Error handling is a critical aspect of any data processing pipeline. ZephFlow provides robust mechanisms to handle errors that occur during event processing, ensuring that your pipelines remain resilient and your data is not lost when issues arise.

This document covers how ZephFlow handles errors, how to configure error handling options, and best practices for managing errors in your data pipelines.

Error Handling Overview

When an event flows through a ZephFlow pipeline, various errors can occur during processing. For example:

  • Invalid data formats
  • Failed parsing operations
  • Type conversion errors
  • Failed assertions or validations
  • Errors in function execution

When an error occurs, ZephFlow marks the affected event as an "error event" but continues processing other events. This ensures that a single error doesn't cause the entire pipeline to break or lose other valid events.

Error Handling Modes

ZephFlow provides different error handling mechanisms depending on how the pipeline is being executed:

Standalone Process Mode

When running ZephFlow in a standalone process (e.g., as a Java application), error events can be sent to a Dead Letter Queue (DLQ). The DLQ serves as a storage location for events that couldn't be processed successfully, allowing you to:

  • Investigate the cause of failures
  • Potentially reprocess the events after fixing the issue
  • Keep a record of problematic data for analysis

To use this mode, you need to configure a Dead Letter Queue through the JobContext when building and executing your DAG.

REST API Backend Mode

When running ZephFlow as a REST API backend, error information can be returned directly in the HTTP response. This is particularly useful during development and testing.

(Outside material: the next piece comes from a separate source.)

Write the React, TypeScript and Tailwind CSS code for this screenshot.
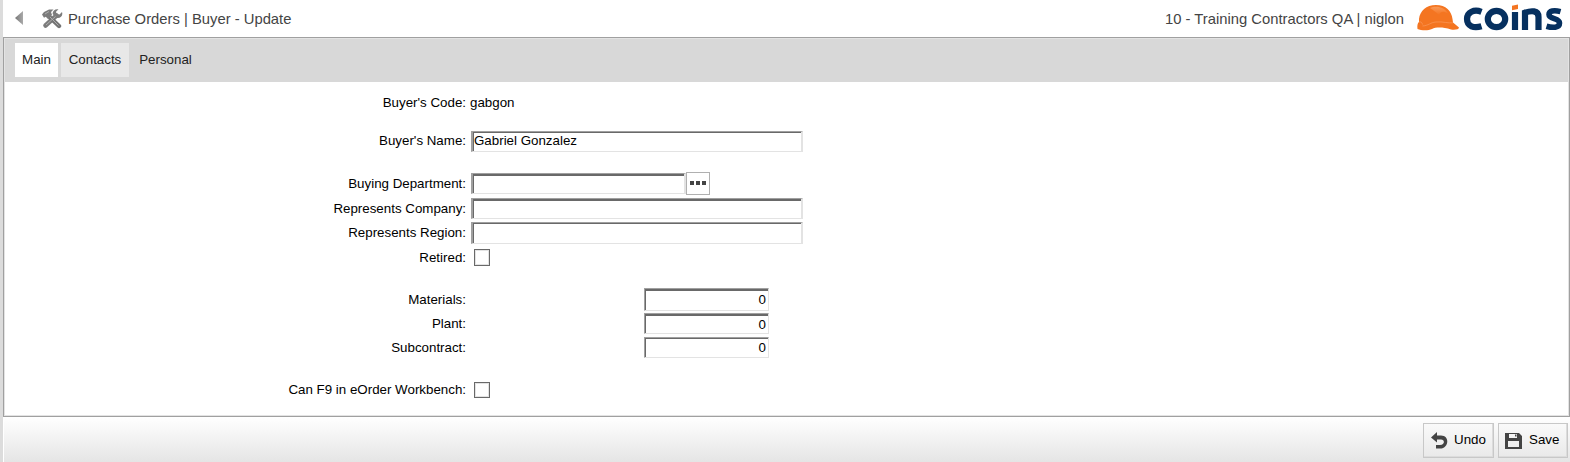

To enable this, set the includeErrorByStep flag to true in your URL parameters when making requests to the API.

For more information on debugging workflow execution, see the Getting Started documentation.

Dead Letter Queue Configuration

Configuring the DLQ

To configure a Dead Letter Queue, create a DlqConfig implementation and add it to your JobContext. ZephFlow supports S3 and GCS (Google Cloud Storage) as destinations for dead letter events.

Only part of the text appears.